A). Rubs are made of Spices
B). with the exception of Salt and Sugar spices are better some years than others. Anyone that mixes a batch of rub up every month (say 15 pounds or more at a time) will notice that some spices may be more colorful than others even when in the same bottles.
C). Spice Companies Often Cut their Products with inert Ingredients or OLD outdated spices.
And don't think I don't do this in my Business. I will cut an old batch with new after I compare.

D) Companies that make Rubs for your BBQ ALSO do this from time to time. Not everybody but some do.
E). Even when everything is perfect Mother Nature can affect the base product. Peppers are the most affected.

So lets review... If you make up your own batch, you have mother nature that is trying to screw you, the original spice farmer that cuts his product, any middle men who cut their product (often with outdated Spice), the Spice Company itself and the company that makes the rub.

The closer you are to the source the better. No that does not mean buy it yourself but Mixing it yourself would help.

Sadly, those that buy someone else's Rub are at the mercy of whoever mixed it, bagged the base spices and farmed it, and of course Mother Nature. Sad thing is, by the time you notice it... its on the Judges Table.

Make your own rub (even if you are stealing their recipe). Control it! I ask you, would you prep those chickens, pop them in the smoker and let some stranger tend the fire while you go watch Jenna Haze in Taste of a woman? No! Why control everything then sprinkle on the most important element of taste and leave that to chance. This is why I think some competitors win with simple ingredients - because they control a few simple things instead of hoping 13 spices get their groove on correctly.

How did we get into this trap of using Rubs and Injections? The BUSINESS of BBQ, baby. You can sell a bottle of crap and make someone think they are going to achieve the same results some champion did a lot easier than have that champion explain his technique.


Of course any brethren that sells his product here at this forum... I am not talking about you.
 
So this begs the question, where is the best source for obtaining rub ingredients? Penzeys does a great job of marketing their products, but are they any better than say, McCormicks?
 
It is a very popular brand.

Why can't you name it? If it's popular, I certainly don't want to buy it if they're selling inconsistent product.

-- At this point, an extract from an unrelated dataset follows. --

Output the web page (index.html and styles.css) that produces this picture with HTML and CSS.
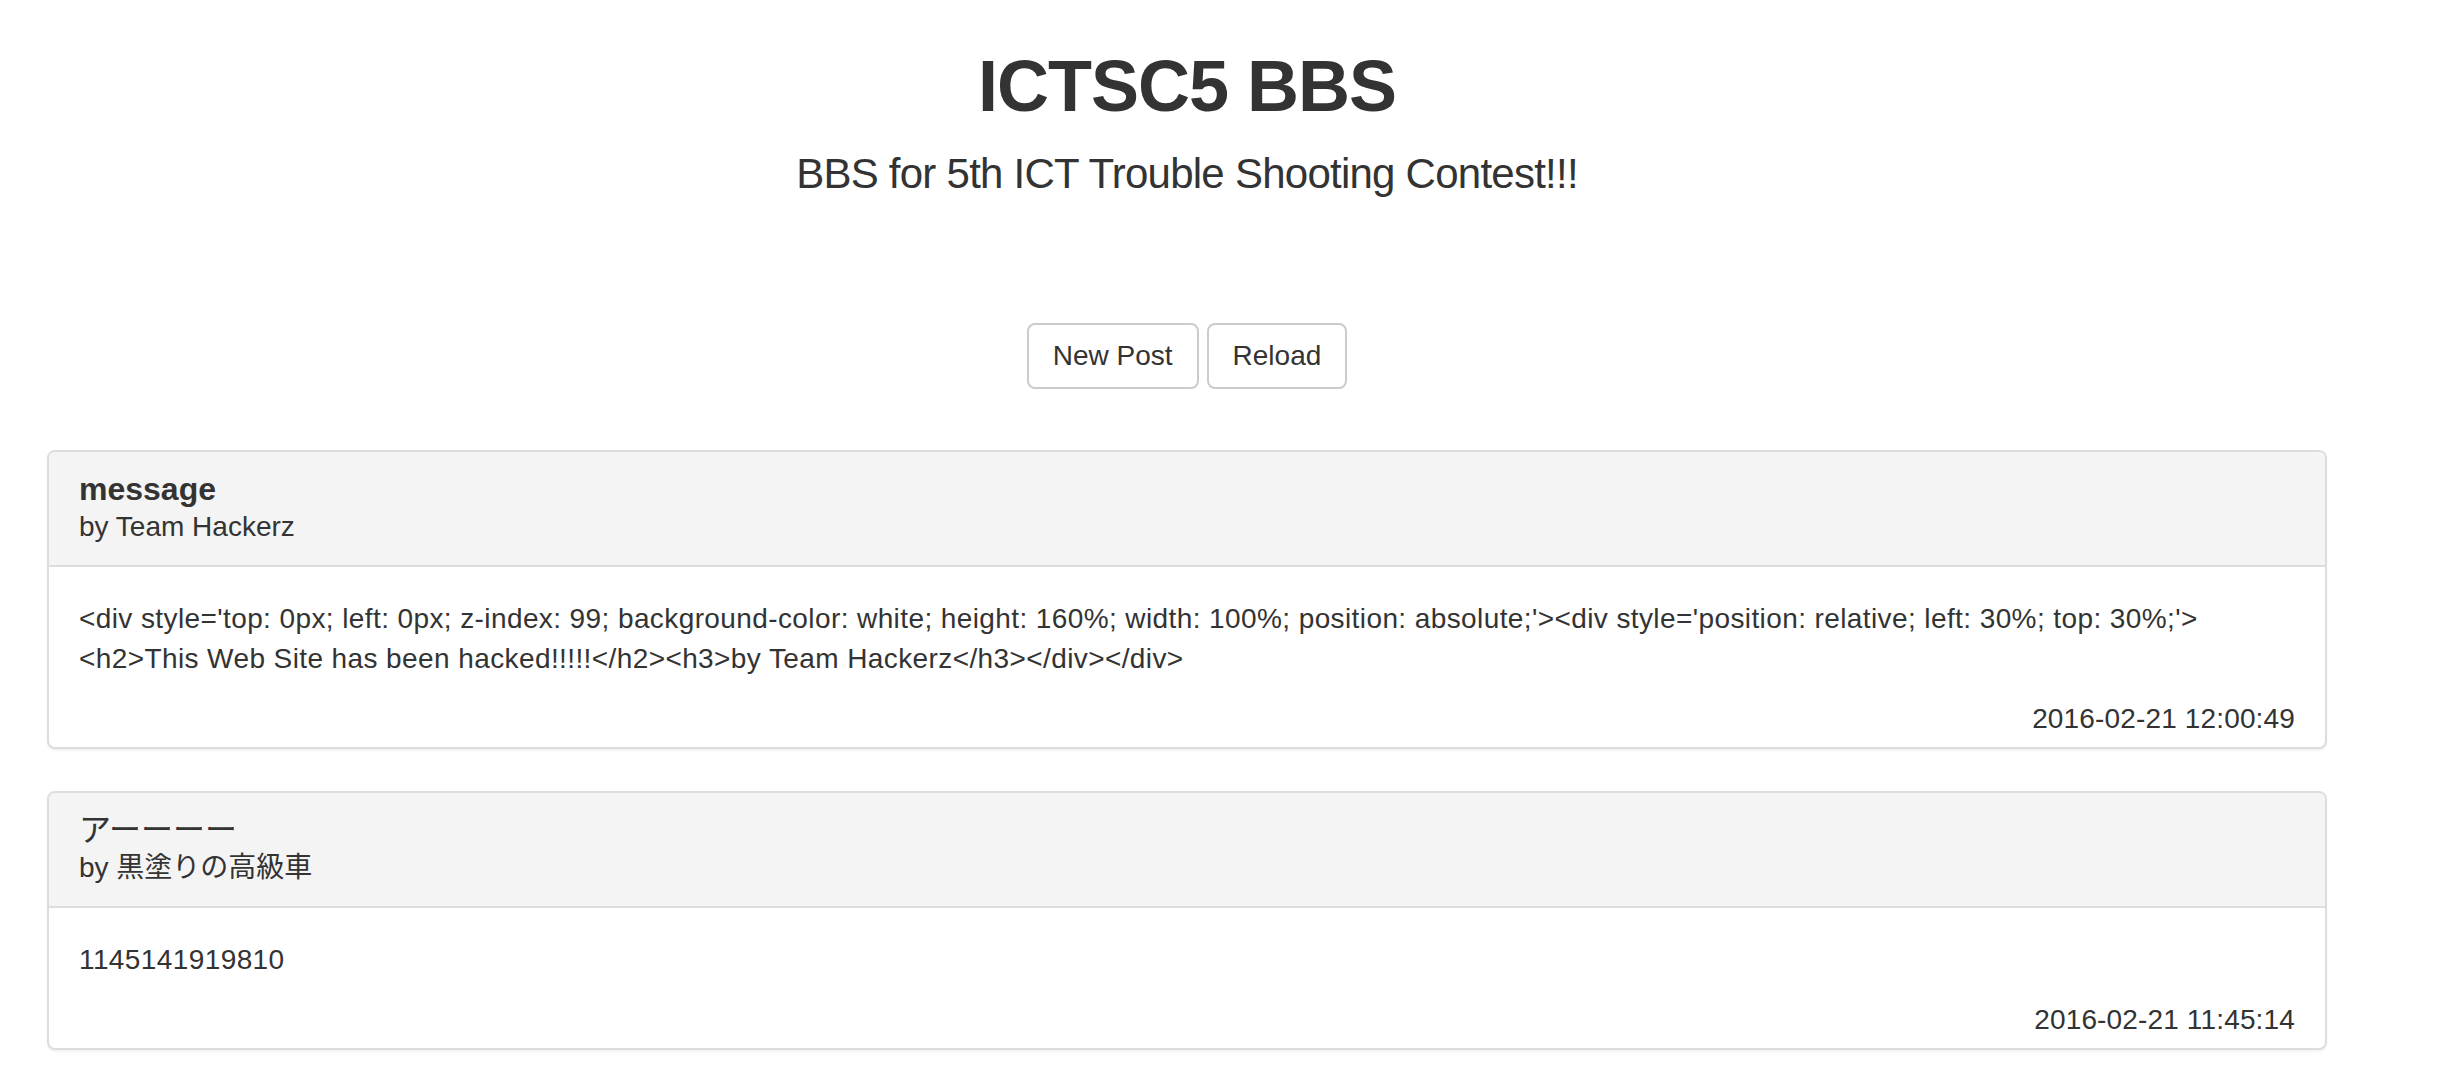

And maybe you'll get some action that way. Maybe that brand hasn't realized it
 
Is any kick at all too much spice for comps? I like my chicken rub spicy but maybe I'll tone down the cayenne for comps. Seems like the kind of person I imagine in my mind becoming a bbq judge would like a little kick. I've never been to a comp though so I have no idea.
 
Is any kick at all too much spice for comps? I like my chicken rub spicy but maybe I'll tone down the cayenne for comps. Seems like the kind of person I imagine in my mind becoming a bbq judge would like a little kick. I've never been to a comp though so I have no idea.
Like a lot of folks here, judging has helped me in my comp ventures. You tend to get a better idea of what other judges are deeming "good barbecue". I can say, here in NE, KCBS is about like any other KCBS event. The uber sweet, candied chix, sweet saucy ribs, sweeter PP, and a moist slightly salty brisket all do well. The smaller non-sanctioned comps, the ones where you get little or no CBJ's, the spicier foods can rate higher, but not always.

My point, you can see more of what others are putting out, and what is scoring higher.
 
txschutte,
How does one learn about judging? Is a class needed or do you just show up and learn on the job?